→ SHORT PROBLEM
Quote the listing below in full and exactly as written, but omit every picture.
** start **
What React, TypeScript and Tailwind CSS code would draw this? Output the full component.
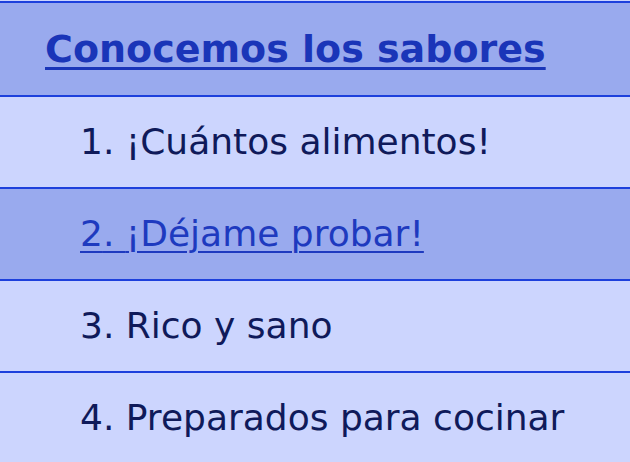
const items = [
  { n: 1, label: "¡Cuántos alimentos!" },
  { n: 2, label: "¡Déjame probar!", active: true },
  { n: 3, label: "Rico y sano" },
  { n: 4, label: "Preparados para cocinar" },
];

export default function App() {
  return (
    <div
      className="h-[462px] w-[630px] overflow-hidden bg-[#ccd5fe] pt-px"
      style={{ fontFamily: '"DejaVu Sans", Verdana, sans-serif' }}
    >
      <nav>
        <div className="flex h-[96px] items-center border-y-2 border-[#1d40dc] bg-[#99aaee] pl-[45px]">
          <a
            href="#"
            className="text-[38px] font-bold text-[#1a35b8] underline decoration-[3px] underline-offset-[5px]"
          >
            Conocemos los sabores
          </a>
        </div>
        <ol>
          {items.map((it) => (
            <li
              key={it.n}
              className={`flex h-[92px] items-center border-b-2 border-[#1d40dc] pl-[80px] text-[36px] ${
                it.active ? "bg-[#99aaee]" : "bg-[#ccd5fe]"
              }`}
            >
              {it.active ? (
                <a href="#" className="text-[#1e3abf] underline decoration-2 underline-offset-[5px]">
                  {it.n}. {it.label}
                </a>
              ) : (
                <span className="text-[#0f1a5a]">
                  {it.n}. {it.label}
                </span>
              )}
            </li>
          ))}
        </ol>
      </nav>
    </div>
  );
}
** end **
→ RESULT OF THE TASK
What React, TypeScript and Tailwind CSS code would draw this? Output the full component.
const items = [
  { n: 1, label: "¡Cuántos alimentos!" },
  { n: 2, label: "¡Déjame probar!", active: true },
  { n: 3, label: "Rico y sano" },
  { n: 4, label: "Preparados para cocinar" },
];

export default function App() {
  return (
    <div
      className="h-[462px] w-[630px] overflow-hidden bg-[#ccd5fe] pt-px"
      style={{ fontFamily: '"DejaVu Sans", Verdana, sans-serif' }}
    >
      <nav>
        <div className="flex h-[96px] items-center border-y-2 border-[#1d40dc] bg-[#99aaee] pl-[45px]">
          <a
            href="#"
            className="text-[38px] font-bold text-[#1a35b8] underline decoration-[3px] underline-offset-[5px]"
          >
            Conocemos los sabores
          </a>
        </div>
        <ol>
          {items.map((it) => (
            <li
              key={it.n}
              className={`flex h-[92px] items-center border-b-2 border-[#1d40dc] pl-[80px] text-[36px] ${
                it.active ? "bg-[#99aaee]" : "bg-[#ccd5fe]"
              }`}
            >
              {it.active ? (
                <a href="#" className="text-[#1e3abf] underline decoration-2 underline-offset-[5px]">
                  {it.n}. {it.label}
                </a>
              ) : (
                <span className="text-[#0f1a5a]">
                  {it.n}. {it.label}
                </span>
              )}
            </li>
          ))}
        </ol>
      </nav>
    </div>
  );
}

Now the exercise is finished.